— start Supplied material —
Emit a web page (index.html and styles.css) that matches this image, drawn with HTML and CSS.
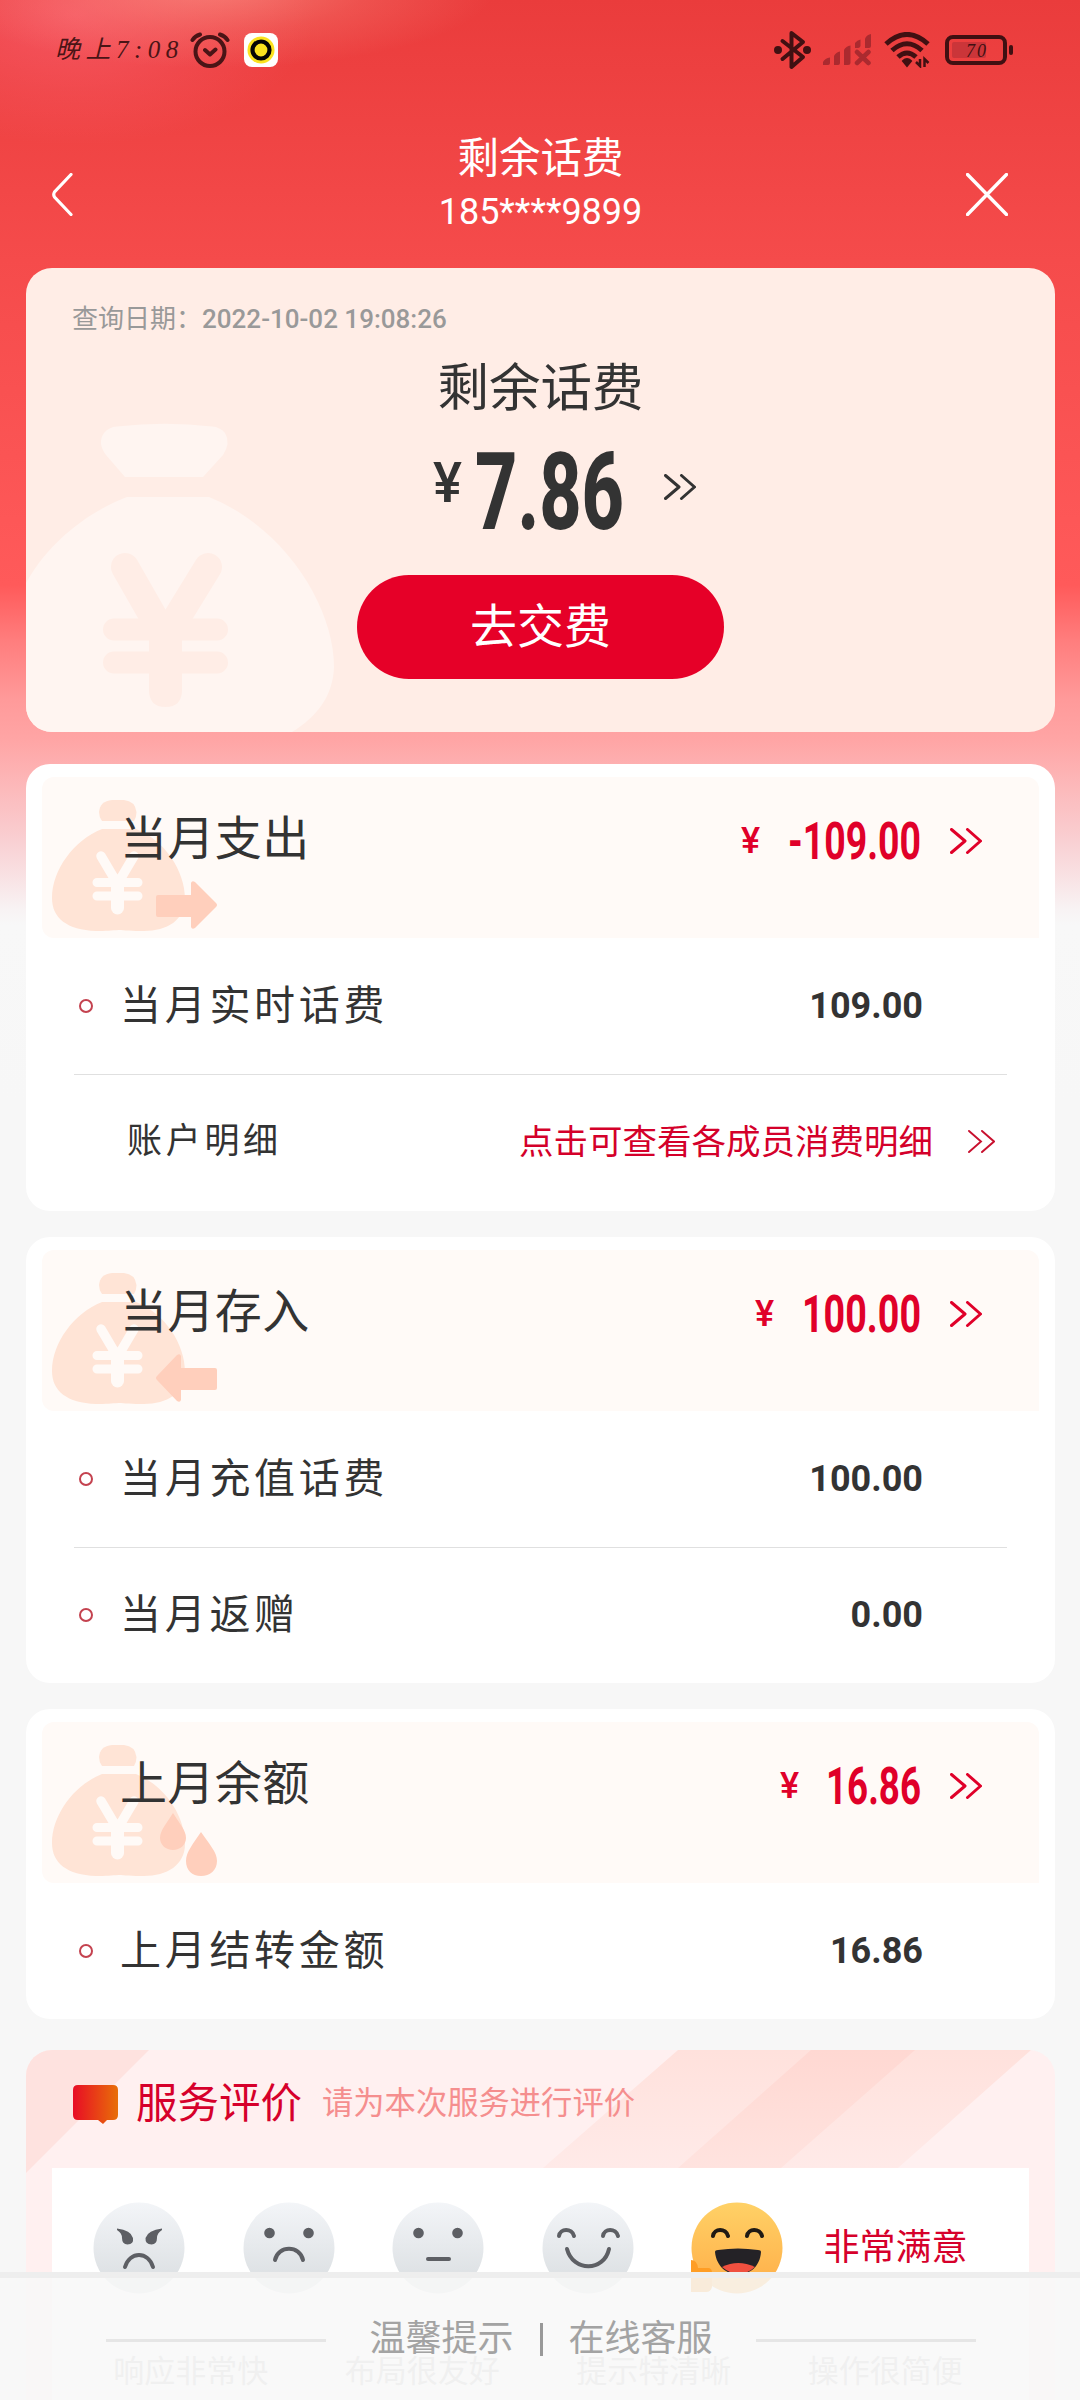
FILE: index.html
```html
<!DOCTYPE html>
<html lang="zh-CN">
<head>
<meta charset="utf-8">
<meta name="viewport" content="width=1080">
<title>剩余话费</title>
<link rel="stylesheet" href="styles.css">
</head>
<body>
<svg class="defs" aria-hidden="true">
  <defs>
    <symbol id="more" viewBox="0 0 32 26">
      <path d="M1.500 1.500 L15 13 L1.500 24.500 M17.500 1.500 L30.500 13 L17.500 24.500" fill="none" stroke="currentColor" stroke-width="3" stroke-linecap="round" stroke-linejoin="round"/>
    </symbol>
    <symbol id="bag" viewBox="0 0 170 134">
      <path d="M50 21 Q47 17 47 12 Q48 1 60 0 H72 Q83 1 84.500 12 Q84.500 17 82 21 Z" fill="#ffe4d6"/>
      <path d="M50 29 H84 C112 40 133 70 133 99 C133 120 115 131 92 131 C80 131 72 130.500 66.500 130 C60 130.500 54 131 44 131 C15 130 0 118 0 98 C0 70 22 40 50 29 Z" fill="#ffe4d6"/>
      <g fill="none" stroke="#fffaf7" stroke-linecap="round">
        <path d="M49 56 L65.500 84 L82 56" stroke-width="9.500"/>
        <path d="M45 82.500 H86 M45 96 H86" stroke-width="9"/>
        <path d="M65.500 82 V108" stroke-width="13"/>
      </g>
    </symbol>
    <linearGradient id="grayFace" x1="0" y1="0" x2="0" y2="1">
      <stop offset="0" stop-color="#f3f5f8"/><stop offset=".9" stop-color="#dbdfe2"/>
    </linearGradient>
    <linearGradient id="goldFace" x1="0" y1="0" x2="0" y2="1">
      <stop offset="0" stop-color="#ffd166"/><stop offset="1" stop-color="#ffac47"/>
    </linearGradient>
    <linearGradient id="bubble"><stop offset="0" stop-color="#e80c25"/><stop offset="1" stop-color="#e86f08"/></linearGradient>
    <linearGradient id="stripe" x1="0" y1="0" x2="0" y2="1"><stop offset="0" stop-color="#ffe1dc"/><stop offset="1" stop-color="#ffeae8"/></linearGradient>
    <linearGradient id="stripeDark" x1="0" y1="0" x2="0" y2="1"><stop offset="0" stop-color="#ffd8d2"/><stop offset="1" stop-color="#ffe3df"/></linearGradient>
  </defs>
</svg>

<div class="screen">
  <div class="status">
    <span class="clock">晚上7:08</span>
    <svg class="alarm" viewBox="0 0 40 36" fill="none" stroke="#4a1416" stroke-width="4" stroke-linecap="round" stroke-linejoin="round">
      <circle cx="20" cy="19.500" r="14.500"/><path d="M2.500 8 Q5 4 10 2.500 M37.500 8 Q35 4 30 2.500 M15 18 L20 22.500 L25.500 17.500"/>
    </svg>
    <svg class="app" viewBox="0 0 34 34">
      <rect width="34" height="34" rx="8" fill="#fff"/><circle cx="17" cy="17" r="13.500" fill="#fbe21f"/><circle cx="17" cy="17" r="8.500" fill="#fbe21f" stroke="#050505" stroke-width="4.200"/>
    </svg>
    <div class="signals">
      <svg width="37" height="40" viewBox="0 0 37 40" fill="none" stroke="#401012" stroke-width="4" stroke-linecap="round" stroke-linejoin="round">
        <path d="M8.500 11 L29 27 L17.500 37 V3 L29 12 L8.500 29"/><circle cx="4" cy="20" r="2" fill="#401012"/><circle cx="33" cy="20" r="2" fill="#401012"/>
      </svg>
      <svg class="bars" width="49" height="32" viewBox="0 0 49 32" fill="#ab2a2f">
        <path d="M0 31 V28 Q2 24 7 23.500 V29 Q7 31 5 31Z M11 31 V22 Q13 18 17 17.500 V29 Q17 31 15 31Z M21 31 V16 Q23 12 27.500 11.500 V29 Q27.500 31 25 31Z M32 14 V9 Q34 6 37.500 5.500 V12 Q37 14 35 14Z M42 14 V5 Q43 1 48 0 V12 Q48 14 46 14Z"/>
        <path d="M34 18 L45.500 29 M45.500 18 L34 29" stroke="#ab2a2f" stroke-width="4.500" stroke-linecap="round"/>
      </svg>
      <svg class="wifi" width="47" height="36" viewBox="0 0 47 36" fill="none" stroke="#401012" stroke-width="5">
        <path d="M2 12 Q23 -7 44 12 M8 18.500 Q23 5 38 18.500 M14 25 Q23 17 32 25"/>
        <path d="M19 29 Q23 25 27 29 L23 34Z" fill="#401012" stroke-width="2"/>
        <path d="M36 27 V34 L32 30 M40.500 35 V27 L44.500 31" stroke-width="2.500"/>
      </svg>
      <svg width="69" height="30" viewBox="0 0 69 30">
        <rect x="2" y="2" width="58" height="26" rx="6" fill="none" stroke="#401012" stroke-width="4"/><rect x="7" y="7" width="34" height="16" rx="2" fill="#cb3539"/><rect x="64" y="10" width="4" height="10" rx="2" fill="#401012"/>
        <text x="21" y="21.500" class="level">70</text>
      </svg>
    </div>
  </div>

  <header class="nav">
    <svg width="21" height="43" viewBox="0 0 21 43"><path d="M19 1.500 L2.500 19 Q1 21.500 2.500 24 L19 41.500" fill="none" stroke="#fff" stroke-width="3.200" stroke-linecap="round"/></svg>
    <div class="heading"><h1>剩余话费</h1><p>185****9899</p></div>
    <svg width="42" height="43" viewBox="0 0 42 43"><path d="M1.500 1.500 L40.500 41.500 M40.500 1.500 L1.500 41.500" fill="none" stroke="#fff" stroke-width="3.400" stroke-linecap="round"/></svg>
  </header>

  <section class="balance">
    <svg class="bigbag" viewBox="26 268 310 464">
      <path d="M125 477 L106 455 Q97 443 104 433 Q109 427 117 426.500 Q165 421 212 426.500 Q220 427 225 433 Q231 443 223 455 L203 477Z" fill="#fff5f1"/>
      <path d="M127 497 H209 C286 528 334 608 334 667 C333 695 318 716 292 732 H26 V583 C49 541 90 511 127 497Z" fill="#fff5f1"/>
      <g fill="none" stroke="#ffede6" stroke-linecap="round"><path d="M125 567 L165 637 L208 567" stroke-width="28"/><path d="M114 629.500 H217 M114 662.500 H217" stroke-width="22"/></g>
      <path d="M149 635 H182 V690 Q182 707 165.500 707 Q149 707 149 690Z" fill="#ffede6"/>
    </svg>
    <p class="date">查询日期：<b>2022-10-02 19:08:26</b></p>
    <h2>剩余话费</h2>
    <div class="total">
      <svg width="190" height="80" viewBox="0 0 190 80" class="figure">
        <text x="0" y="51" font-size="55" font-weight="500" textLength="29" lengthAdjust="spacingAndGlyphs">¥</text>
        <text x="42" y="78" font-size="108" textLength="149" lengthAdjust="spacingAndGlyphs" class="heavy">7.86</text>
      </svg>
      <svg class="more-big"><use href="#more"/></svg>
    </div>
    <button class="pay">去交费</button>
  </section>

  <section class="card">
    <div class="band">
      <svg class="bag"><use href="#bag"/><path d="M106 95 H139 V83 Q140 80 143 82 L164 103 Q166 105 164 107 L143 128 Q140 130 139 127 V117 H106 Q104 117 104 115 V97 Q104 95 106 95Z" fill="#ffcfbc"/></svg>
      <h3>当月支出</h3>
      <div class="sum"><span>¥</span>
        <svg width="131" height="38" viewBox="0 0 131 38" class="figure"><text x="0" y="37" font-size="51" textLength="133" lengthAdjust="spacingAndGlyphs">-109.00</text></svg>
        <svg class="more"><use href="#more"/></svg></div>
    </div>
    <div class="row"><i></i><span>当月实时话费</span><b>109.00</b></div>
    <div class="row detail"><span>账户明细</span><a>点击可查看各成员消费明细</a>
      <svg width="27" height="23" viewBox="0 0 27 23"><path d="M1 1 L13 11.500 L1 22 M14 1 L26 11.500 L14 22" fill="none" stroke="#c8102e" stroke-width="1.900" stroke-linecap="round"/></svg></div>
  </section>

  <section class="card">
    <div class="band">
      <svg class="bag"><use href="#bag"/><path d="M163 95 H129 V83 Q128 80 125 82 L105 103 Q103 105 105 107 L125 128 Q128 130 129 127 V117 H163 Q165 117 165 115 V97 Q165 95 163 95Z" fill="#ffcfbc"/></svg>
      <h3>当月存入</h3>
      <div class="sum"><span>¥</span>
        <svg width="117" height="38" viewBox="0 0 117 38" class="figure"><text x="0" y="37" font-size="51" textLength="119" lengthAdjust="spacingAndGlyphs">100.00</text></svg>
        <svg class="more"><use href="#more"/></svg></div>
    </div>
    <div class="row"><i></i><span>当月充值话费</span><b>100.00</b></div>
    <div class="row split"><i></i><span>当月返赠</span><b>0.00</b></div>
  </section>

  <section class="card">
    <div class="band">
      <svg class="bag"><use href="#bag"/><path d="M121 68 C127 78 134 85 134 93 C134 100 128 105 121 105 C114 105 108 100 108 93 C108 85 115 78 121 68Z M149 87 C157 99 165 107 165 116 C165 125 158 131 149 131 C140 131 134 125 134 116 C134 107 141 99 149 87Z" fill="#ffcfbc"/></svg>
      <h3>上月余额</h3>
      <div class="sum"><span>¥</span>
        <svg width="92" height="38" viewBox="0 0 92 38" class="figure"><text x="-1" y="37" font-size="51" textLength="95" lengthAdjust="spacingAndGlyphs">16.86</text></svg>
        <svg class="more"><use href="#more"/></svg></div>
    </div>
    <div class="row"><i></i><span>上月结转金额</span><b>16.86</b></div>
  </section>

  <section class="rating">
    <svg class="stripes" viewBox="0 0 1029 123">
      <path d="M0 0 H123 L0 123Z" fill="#fee2df"/><path d="M652 0 H1005 L872 118 H517Z" fill="url(#stripe)"/><path d="M785 0 H889 L755 118 H652Z" fill="url(#stripeDark)"/>
    </svg>
    <div class="rating-head">
      <svg width="45" height="39" viewBox="0 0 45 39"><path d="M5 0 H40 Q45 0 45 5 V30 Q45 35 40 35 H34 L30 39 L25 35 H5 Q0 35 0 30 V5 Q0 0 5 0Z" fill="url(#bubble)"/></svg>
      <h3>服务评价</h3><p>请为本次服务进行评价</p>
    </div>
    <div class="panel">
      <div class="faces">
        <svg viewBox="0 0 92 92"><circle cx="46" cy="46" r="45.500" fill="url(#grayFace)"/><g fill="#5d5f64"><path d="M24 26.500 Q38 28 40 36 Q41 42 34.500 42.500 Q29 42 29 36 Q29 31 24 28Z M69 26.500 Q55 28 52.500 36 Q52 42 58.500 42.500 Q64 42 64 36 Q64 31 69 28Z"/></g><path d="M32 65 C37 49 55 49 60 65" class="stroke"/></svg>
        <svg viewBox="0 0 92 92"><circle cx="46" cy="46" r="45.500" fill="url(#grayFace)"/><g fill="#5d5f64"><circle cx="26.500" cy="31" r="5.300"/><circle cx="65.500" cy="31" r="5.300"/></g><path d="M32 58 C35 43 57 43 60 58" class="stroke"/></svg>
        <svg viewBox="0 0 92 92"><circle cx="46" cy="46" r="45.500" fill="url(#grayFace)"/><g fill="#5d5f64"><circle cx="26.500" cy="31" r="5.300"/><circle cx="65.500" cy="31" r="5.300"/></g><path d="M36 57 H57" class="stroke"/></svg>
        <svg viewBox="0 0 92 92"><circle cx="46" cy="46" r="45.500" fill="url(#grayFace)"/><path d="M17 34 C18 26 30 26 32 34 M61 34 C62 26 74 26 76 34 M25 47 C31 70 62 70 67 47" class="stroke"/></svg>
        <svg viewBox="0 0 92 92"><circle cx="46" cy="46" r="45.500" fill="url(#goldFace)"/><path d="M22 34 C23 26 35 26 37 34 M56 34 C57 26 69 26 71 34" class="stroke dark"/><path d="M24 50 Q24 48 27 48 Q47 45 67 48 Q70 48 70 50 C68 80 27 80 24 50Z" fill="#242226"/><path d="M31 65 Q47 57 64 65 Q48 79 31 65Z" fill="#f0503f"/><path d="M0 58 Q6 58 7 66 H17 Q21 66 21 71 V85 Q20 90 15 90 H0Z" fill="#ff9d24"/></svg>
        <span>非常满意</span>
      </div>
      <div class="tags"><span>响应非常快</span><span>布局很友好</span><span>提示特清晰</span><span>操作很简便</span></div>
    </div>
  </section>

  <footer class="foot"><hr><span>温馨提示</span><em></em><span>在线客服</span><hr></footer>
</div>
</body>
</html>
```
FILE: styles.css
```css
* { box-sizing: border-box; margin: 0; padding: 0; }
body { width: 1080px; height: 2400px; overflow: hidden; font-family: Roboto, "Noto Sans CJK SC", sans-serif; color: #333; }
svg { display: block; flex: none; }
h1, h2, h3 { font-weight: 400; }
.defs { position: absolute; width: 0; height: 0; }

.screen {
  position: relative; height: 2400px; overflow: hidden;
  background:
    radial-gradient(ellipse 280px 80px at 215px -12px, rgba(255, 165, 150, .55), rgba(255, 165, 150, .2) 55%, transparent),
    radial-gradient(ellipse 240px 130px at 75px 15px, rgba(255, 110, 130, .5), rgba(255, 110, 130, .18) 60%, transparent),
    linear-gradient(#ea3c3c 0, #f54b4b 260px, #ff5a5a 585px, #ff7d7d 640px, #ff9a9a 700px, #ffa5a5 740px, #f9cfd2 840px, #f8f3f4 910px, #f8f8f8 925px, #f7f7f7 1100px);
}

.status { display: flex; align-items: center; height: 100px; padding: 0 66px 0 55px; }
.clock { width: 135px; white-space: nowrap; font: italic 25px/36px "Liberation Serif", "Noto Sans CJK SC", serif; letter-spacing: 5.500px; color: #4a1416; }
.alarm { width: 40px; height: 36px; }
.app { width: 34px; height: 34px; margin-left: 14px; }
.signals { display: flex; align-items: center; margin-left: auto; }
.signals .bars { margin-left: 12px; }
.signals .wifi { margin: 0 14px 0 12px; }
.level { font: italic 18px "Liberation Serif", serif; letter-spacing: 2px; fill: #401012; }

.nav { display: flex; align-items: center; justify-content: space-between; height: 168px; padding: 20px 72px 0 52px; }
.heading { margin: -23px 0 0 42px; text-align: center; color: #fff; }
.heading h1 { font-size: 41.500px; line-height: 58px; }
.heading p { font-size: 36px; line-height: 48px; }

.balance { position: relative; display: flex; flex-direction: column; align-items: center; height: 464px; margin: 0 25px 32px 26px; border-radius: 26px; overflow: hidden; background: #ffede6; }
.bigbag { position: absolute; left: 0; top: 0; width: 310px; height: 464px; }
.balance > :not(.bigbag) { position: relative; }
.date { align-self: flex-start; margin: 31px 0 0 46px; font-size: 26px; line-height: 40px; color: #999; }
.date b { font-weight: 500; }
.balance h2 { margin-top: 15px; font-size: 51.500px; line-height: 70px; }
.figure { font-family: Roboto, sans-serif; font-weight: 700; fill: currentColor; overflow: visible; }
.heavy { font-weight: 800; }
.total { display: flex; align-items: flex-start; margin: 27px 0 0 48px; }
.more-big { width: 32px; height: 26px; margin: 23px 0 0 41px; }
.pay { width: 367px; height: 104px; margin-top: 44px; border: 0; border-radius: 52px; background: #e60028; color: #fff; font: 400 47px/102px Roboto, "Noto Sans CJK SC", sans-serif; }

.card { margin: 0 25px 26px 26px; padding-top: 13px; border-radius: 24px; background: #fff; }
.band { position: relative; display: flex; justify-content: space-between; height: 161px; margin: 0 16px; padding: 0 57px 0 78px; border-radius: 12px 12px 0 12px; background: #fffaf7; line-height: 124px; }
.bag { position: absolute; left: 10px; top: 23px; width: 170px; height: 134px; }
.bag use { width: 170px; height: 134px; }
.band h3 { position: relative; font-size: 47px; letter-spacing: .4px; }
.sum { display: flex; align-items: center; height: 127px; color: #e00029; }
.sum span { margin-right: 28px; font-size: 36px; font-weight: 500; }
.more { width: 32px; height: 26px; margin-left: 31px; }
.row { display: flex; align-items: center; height: 136px; padding: 0 132px 1px 53px; font-size: 41px; line-height: 50px; }
.row i { width: 14px; height: 14px; margin-right: 27px; border: 2px solid #c4424f; border-radius: 50%; }
.row span { letter-spacing: 3.700px; }
.row b { margin-left: auto; font-size: 36px; font-weight: 700; }
.split, .detail { border-top: 1px solid #e0e0e0; margin: 0 48px; padding: 0 84px 1px 5px; }
.detail { height: 137px; padding: 0 12px 3px 53px; font-size: 35px; }
.detail a { margin-left: auto; margin-right: 35px; font-size: 34.500px; color: #d4002a; }

.rating { position: relative; height: 400px; margin: 31px 25px 0 26px; border-radius: 26px; overflow: hidden; background: #fff0f0; }
.stripes { position: absolute; left: 0; top: 0; width: 1029px; height: 123px; }
.rating-head { position: relative; display: flex; align-items: center; height: 118px; padding: 0 0 10px 47px; line-height: 50px; }
.rating-head h3 { margin: 0 20px 0 18px; font-size: 41.500px; color: #d6002b; }
.rating-head p { font-size: 31.300px; color: #f58e8e; }
.panel { position: relative; height: 290px; margin: 0 26px; padding: 34px 30px 0 41px; background: #fff; }
.faces { display: flex; align-items: center; gap: 57.500px; height: 92px; line-height: 50px; }
.faces svg { width: 92px; height: 92px; }
.faces span { margin-left: -17px; font-size: 36px; color: #d6002b; white-space: nowrap; }
.stroke { fill: none; stroke: #5d5f64; stroke-width: 4; stroke-linecap: round; }
.dark { stroke: #1f1a14; }
.tags { display: flex; gap: 16px; margin: 53px 0 0 -10px; }
.tags span { flex: none; width: 215.500px; height: 56px; border-radius: 5px; text-align: center; font-size: 31px; line-height: 49px; color: #bbb; background: #fbfbfb; }

.foot { position: absolute; left: 0; right: 0; bottom: 0; display: flex; align-items: center; justify-content: center; height: 128px; padding-left: 2px; border-top: 6px solid #eee; background: rgba(248, 248, 248, .86); background-clip: padding-box; color: #a3a3a3; font-size: 36px; }
.foot hr { width: 220px; height: 3px; border: 0; background: #e6e6e6; margin: 3px 43px 0; }
.foot span { line-height: 50px; }
.foot em { width: 3px; height: 33px; margin: 0 26px; background: #999; }
```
— end Supplied material —
▶ Work to do: Find the lines above that include the string "index" and copy them.

▶ Task answer:
Emit a web page (index.html and styles.css) that matches this image, drawn with HTML and CSS.
FILE: index.html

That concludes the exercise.